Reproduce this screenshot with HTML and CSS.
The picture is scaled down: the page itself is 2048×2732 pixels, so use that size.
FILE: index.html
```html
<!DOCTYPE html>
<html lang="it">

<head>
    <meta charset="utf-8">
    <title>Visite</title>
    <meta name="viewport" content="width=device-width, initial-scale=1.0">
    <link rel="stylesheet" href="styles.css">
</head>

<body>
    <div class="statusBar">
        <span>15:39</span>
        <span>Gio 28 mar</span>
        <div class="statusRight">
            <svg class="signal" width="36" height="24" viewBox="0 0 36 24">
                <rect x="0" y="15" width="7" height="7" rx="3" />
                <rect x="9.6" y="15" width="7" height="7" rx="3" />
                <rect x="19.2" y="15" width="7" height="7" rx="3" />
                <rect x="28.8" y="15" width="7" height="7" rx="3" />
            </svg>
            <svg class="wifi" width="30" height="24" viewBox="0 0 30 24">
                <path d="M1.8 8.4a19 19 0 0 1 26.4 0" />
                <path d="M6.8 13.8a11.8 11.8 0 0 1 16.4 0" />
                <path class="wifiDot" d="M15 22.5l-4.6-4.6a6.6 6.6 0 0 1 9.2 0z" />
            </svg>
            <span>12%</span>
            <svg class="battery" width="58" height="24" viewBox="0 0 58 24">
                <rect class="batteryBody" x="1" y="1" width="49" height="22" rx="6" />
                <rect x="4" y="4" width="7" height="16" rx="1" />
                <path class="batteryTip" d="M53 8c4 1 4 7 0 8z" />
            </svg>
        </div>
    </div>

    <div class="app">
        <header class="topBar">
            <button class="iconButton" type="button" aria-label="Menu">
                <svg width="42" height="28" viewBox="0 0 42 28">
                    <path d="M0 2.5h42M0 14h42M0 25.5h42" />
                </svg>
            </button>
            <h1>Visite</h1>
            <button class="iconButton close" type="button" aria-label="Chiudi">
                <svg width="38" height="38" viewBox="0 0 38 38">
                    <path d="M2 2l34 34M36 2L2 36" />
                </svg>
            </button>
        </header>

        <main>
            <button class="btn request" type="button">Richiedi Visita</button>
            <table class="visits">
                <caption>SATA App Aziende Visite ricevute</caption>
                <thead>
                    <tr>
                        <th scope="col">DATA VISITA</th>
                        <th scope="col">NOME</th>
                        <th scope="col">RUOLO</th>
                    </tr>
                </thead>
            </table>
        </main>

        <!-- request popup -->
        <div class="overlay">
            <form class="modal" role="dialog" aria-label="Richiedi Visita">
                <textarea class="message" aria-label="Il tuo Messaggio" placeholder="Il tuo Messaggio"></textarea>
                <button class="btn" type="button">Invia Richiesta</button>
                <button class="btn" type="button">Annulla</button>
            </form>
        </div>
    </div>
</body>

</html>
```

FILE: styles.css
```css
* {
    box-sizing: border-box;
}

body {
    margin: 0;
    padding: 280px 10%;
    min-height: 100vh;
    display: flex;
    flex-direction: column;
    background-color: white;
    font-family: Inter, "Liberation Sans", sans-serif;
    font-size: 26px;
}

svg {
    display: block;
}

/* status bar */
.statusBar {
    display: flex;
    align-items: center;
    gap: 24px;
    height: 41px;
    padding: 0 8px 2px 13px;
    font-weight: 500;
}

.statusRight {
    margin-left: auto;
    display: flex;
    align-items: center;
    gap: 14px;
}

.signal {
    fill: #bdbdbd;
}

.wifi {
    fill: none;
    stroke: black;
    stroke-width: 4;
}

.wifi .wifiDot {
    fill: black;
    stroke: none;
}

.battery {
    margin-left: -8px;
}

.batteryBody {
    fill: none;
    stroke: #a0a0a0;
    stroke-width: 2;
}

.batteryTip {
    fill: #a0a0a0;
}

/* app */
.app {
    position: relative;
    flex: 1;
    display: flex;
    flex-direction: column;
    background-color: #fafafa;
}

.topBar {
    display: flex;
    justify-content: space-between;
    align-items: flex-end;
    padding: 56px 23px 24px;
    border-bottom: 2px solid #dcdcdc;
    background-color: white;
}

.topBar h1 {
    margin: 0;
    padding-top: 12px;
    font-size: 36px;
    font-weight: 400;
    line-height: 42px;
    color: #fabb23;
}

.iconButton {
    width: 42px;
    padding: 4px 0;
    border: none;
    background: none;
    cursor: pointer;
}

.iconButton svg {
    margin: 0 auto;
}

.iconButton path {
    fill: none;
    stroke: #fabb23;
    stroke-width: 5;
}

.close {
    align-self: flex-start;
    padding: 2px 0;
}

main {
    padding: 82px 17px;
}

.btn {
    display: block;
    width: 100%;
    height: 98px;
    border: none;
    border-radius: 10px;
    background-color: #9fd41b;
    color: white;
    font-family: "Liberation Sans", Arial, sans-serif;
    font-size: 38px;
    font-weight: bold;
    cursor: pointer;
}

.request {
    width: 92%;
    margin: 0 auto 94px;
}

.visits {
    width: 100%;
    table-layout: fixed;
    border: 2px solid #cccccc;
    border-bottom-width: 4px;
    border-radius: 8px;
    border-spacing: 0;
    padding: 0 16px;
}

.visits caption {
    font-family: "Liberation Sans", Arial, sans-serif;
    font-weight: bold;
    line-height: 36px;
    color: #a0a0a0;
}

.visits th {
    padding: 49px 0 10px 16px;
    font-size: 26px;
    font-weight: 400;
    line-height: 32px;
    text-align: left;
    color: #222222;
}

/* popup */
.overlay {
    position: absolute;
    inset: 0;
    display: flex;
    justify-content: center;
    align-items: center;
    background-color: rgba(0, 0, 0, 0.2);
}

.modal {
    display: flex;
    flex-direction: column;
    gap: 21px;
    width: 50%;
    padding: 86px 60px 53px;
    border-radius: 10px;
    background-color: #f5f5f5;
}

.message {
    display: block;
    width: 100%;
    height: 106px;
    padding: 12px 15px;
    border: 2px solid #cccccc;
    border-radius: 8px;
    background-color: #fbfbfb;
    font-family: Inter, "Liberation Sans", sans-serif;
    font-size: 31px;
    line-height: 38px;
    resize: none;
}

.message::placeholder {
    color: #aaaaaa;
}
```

---

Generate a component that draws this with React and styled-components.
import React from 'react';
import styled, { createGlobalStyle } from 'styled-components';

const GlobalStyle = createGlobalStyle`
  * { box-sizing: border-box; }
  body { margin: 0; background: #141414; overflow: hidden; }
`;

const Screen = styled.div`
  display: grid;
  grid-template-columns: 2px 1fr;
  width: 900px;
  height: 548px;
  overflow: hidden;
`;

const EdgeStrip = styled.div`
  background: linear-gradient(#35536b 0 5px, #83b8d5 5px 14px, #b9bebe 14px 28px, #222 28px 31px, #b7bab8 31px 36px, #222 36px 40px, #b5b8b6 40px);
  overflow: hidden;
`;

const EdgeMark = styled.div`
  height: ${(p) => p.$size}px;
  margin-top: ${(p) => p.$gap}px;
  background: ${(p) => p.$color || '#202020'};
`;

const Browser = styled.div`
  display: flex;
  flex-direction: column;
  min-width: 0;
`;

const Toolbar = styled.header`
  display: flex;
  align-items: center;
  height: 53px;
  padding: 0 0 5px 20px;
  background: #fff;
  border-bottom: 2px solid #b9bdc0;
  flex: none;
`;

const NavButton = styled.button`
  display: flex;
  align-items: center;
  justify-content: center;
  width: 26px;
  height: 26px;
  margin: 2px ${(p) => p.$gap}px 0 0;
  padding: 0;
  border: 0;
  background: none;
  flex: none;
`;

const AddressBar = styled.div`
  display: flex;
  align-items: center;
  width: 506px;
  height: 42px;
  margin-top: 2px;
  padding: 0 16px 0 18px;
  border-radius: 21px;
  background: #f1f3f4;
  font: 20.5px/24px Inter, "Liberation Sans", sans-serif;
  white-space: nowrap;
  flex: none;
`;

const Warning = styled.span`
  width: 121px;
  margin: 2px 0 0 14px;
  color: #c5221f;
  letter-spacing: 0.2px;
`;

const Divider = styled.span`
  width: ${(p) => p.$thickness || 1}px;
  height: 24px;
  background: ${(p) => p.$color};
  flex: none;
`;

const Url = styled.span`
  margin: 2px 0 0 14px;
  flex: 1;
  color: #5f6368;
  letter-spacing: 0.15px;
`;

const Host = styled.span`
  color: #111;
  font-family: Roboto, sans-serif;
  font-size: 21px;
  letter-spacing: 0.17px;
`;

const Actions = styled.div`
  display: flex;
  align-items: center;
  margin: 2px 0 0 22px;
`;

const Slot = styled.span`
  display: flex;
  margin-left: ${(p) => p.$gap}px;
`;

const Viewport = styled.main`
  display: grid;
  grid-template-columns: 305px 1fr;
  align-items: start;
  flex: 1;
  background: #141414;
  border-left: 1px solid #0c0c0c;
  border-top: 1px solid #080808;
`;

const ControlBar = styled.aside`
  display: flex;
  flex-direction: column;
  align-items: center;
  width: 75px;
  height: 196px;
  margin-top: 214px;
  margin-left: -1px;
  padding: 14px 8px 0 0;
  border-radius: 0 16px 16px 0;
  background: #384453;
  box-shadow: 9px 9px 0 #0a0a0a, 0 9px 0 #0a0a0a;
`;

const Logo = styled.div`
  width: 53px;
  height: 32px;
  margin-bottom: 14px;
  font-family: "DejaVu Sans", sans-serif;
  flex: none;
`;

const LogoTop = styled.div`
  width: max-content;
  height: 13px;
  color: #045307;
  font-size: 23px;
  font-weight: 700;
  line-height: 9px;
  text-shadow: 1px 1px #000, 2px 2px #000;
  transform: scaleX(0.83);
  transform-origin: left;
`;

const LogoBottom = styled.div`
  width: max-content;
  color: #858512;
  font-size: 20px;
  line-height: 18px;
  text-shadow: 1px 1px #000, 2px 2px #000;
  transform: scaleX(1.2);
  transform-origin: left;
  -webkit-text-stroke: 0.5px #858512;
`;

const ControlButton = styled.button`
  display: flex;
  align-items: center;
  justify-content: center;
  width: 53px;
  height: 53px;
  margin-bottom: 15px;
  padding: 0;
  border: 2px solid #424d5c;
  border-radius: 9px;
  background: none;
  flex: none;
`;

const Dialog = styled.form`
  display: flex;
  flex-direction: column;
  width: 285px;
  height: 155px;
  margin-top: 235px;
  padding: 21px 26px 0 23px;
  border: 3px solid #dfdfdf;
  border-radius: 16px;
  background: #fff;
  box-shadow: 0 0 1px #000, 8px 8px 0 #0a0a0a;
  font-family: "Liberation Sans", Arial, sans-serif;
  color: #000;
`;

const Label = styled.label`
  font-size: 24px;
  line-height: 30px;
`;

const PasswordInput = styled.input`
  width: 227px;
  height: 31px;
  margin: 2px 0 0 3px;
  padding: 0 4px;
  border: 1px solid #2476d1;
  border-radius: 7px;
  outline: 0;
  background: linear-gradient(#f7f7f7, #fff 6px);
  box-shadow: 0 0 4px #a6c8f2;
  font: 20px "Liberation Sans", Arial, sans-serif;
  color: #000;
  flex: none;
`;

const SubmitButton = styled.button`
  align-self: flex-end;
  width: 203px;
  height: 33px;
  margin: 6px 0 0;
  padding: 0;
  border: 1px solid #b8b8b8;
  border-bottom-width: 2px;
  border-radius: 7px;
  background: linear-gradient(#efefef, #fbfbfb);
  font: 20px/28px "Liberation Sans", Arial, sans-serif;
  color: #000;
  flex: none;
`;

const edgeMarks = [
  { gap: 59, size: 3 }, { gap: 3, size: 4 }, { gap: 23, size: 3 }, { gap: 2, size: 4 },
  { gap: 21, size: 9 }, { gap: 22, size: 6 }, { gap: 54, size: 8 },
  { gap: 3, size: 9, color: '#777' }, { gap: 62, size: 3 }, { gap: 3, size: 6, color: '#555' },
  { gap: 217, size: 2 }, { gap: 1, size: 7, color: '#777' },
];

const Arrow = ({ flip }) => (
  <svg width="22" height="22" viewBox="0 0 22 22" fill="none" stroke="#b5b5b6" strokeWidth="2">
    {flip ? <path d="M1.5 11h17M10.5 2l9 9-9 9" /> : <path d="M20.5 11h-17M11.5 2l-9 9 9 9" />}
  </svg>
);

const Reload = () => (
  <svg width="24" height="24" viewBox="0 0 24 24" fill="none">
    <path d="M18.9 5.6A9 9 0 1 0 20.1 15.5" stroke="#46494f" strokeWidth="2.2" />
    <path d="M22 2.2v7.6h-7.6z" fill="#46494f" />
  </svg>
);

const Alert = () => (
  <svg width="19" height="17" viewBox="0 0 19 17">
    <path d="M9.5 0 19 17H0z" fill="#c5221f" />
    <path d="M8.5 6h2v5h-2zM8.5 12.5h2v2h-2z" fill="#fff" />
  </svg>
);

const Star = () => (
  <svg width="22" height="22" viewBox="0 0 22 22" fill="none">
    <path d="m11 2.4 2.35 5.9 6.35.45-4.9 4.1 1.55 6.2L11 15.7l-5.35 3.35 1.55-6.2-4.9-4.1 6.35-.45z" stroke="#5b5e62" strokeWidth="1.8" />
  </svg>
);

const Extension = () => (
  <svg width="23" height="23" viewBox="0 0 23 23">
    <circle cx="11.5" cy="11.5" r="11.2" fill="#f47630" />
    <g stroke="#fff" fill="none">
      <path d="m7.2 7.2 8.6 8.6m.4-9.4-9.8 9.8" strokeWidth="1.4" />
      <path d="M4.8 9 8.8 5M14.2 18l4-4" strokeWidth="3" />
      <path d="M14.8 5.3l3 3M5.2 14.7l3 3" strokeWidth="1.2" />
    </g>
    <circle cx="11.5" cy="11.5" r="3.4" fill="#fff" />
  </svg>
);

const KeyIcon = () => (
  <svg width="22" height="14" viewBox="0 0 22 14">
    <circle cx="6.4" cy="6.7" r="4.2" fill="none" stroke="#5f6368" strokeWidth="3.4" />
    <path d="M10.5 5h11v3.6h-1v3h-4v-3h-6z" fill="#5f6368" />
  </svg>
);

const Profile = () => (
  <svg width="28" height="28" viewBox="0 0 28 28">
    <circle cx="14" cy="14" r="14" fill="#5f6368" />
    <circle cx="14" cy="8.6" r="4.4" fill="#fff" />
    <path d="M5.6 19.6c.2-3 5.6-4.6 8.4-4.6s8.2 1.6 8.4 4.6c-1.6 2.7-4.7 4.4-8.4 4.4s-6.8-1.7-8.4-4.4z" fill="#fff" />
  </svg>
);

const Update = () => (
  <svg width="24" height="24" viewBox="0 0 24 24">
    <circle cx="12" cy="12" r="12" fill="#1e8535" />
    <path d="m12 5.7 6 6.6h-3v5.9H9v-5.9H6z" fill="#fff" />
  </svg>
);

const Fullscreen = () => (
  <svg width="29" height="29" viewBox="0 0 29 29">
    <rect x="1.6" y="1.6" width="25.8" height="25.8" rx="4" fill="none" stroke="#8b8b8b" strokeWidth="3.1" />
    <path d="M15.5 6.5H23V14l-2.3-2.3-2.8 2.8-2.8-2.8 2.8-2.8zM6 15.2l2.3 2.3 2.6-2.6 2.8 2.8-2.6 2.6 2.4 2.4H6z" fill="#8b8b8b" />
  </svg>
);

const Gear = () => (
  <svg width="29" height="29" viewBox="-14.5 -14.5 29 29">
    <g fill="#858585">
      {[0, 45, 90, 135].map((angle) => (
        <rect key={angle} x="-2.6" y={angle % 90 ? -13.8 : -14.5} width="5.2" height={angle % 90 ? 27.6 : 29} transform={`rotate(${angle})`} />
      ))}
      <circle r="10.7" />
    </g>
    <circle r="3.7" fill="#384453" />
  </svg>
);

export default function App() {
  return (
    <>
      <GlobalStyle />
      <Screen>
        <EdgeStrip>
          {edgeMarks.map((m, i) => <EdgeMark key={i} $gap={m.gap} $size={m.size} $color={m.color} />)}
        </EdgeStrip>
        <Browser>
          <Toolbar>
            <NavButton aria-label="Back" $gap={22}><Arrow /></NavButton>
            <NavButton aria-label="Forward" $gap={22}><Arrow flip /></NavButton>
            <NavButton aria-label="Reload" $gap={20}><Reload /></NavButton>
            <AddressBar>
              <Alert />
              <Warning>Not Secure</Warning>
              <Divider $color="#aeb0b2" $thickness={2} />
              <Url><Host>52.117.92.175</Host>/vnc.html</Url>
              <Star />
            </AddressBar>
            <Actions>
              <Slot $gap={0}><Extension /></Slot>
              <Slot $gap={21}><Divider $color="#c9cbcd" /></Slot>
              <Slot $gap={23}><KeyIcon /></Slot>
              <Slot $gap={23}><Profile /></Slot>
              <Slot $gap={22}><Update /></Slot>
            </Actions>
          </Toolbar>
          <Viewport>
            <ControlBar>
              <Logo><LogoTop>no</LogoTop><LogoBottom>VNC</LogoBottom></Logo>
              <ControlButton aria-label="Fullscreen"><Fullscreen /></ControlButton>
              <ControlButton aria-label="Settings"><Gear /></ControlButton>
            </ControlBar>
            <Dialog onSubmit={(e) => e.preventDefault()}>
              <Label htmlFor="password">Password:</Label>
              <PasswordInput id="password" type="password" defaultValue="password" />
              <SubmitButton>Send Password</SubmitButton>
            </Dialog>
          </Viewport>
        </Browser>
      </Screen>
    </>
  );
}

Goal of the exercise
In the lines above, locate the string "that". Copy every line where it occurs.

Completed task
The picture is scaled down: the page itself is 2048×2732 pixels, so use that size.
Generate a component that draws this with React and styled-components.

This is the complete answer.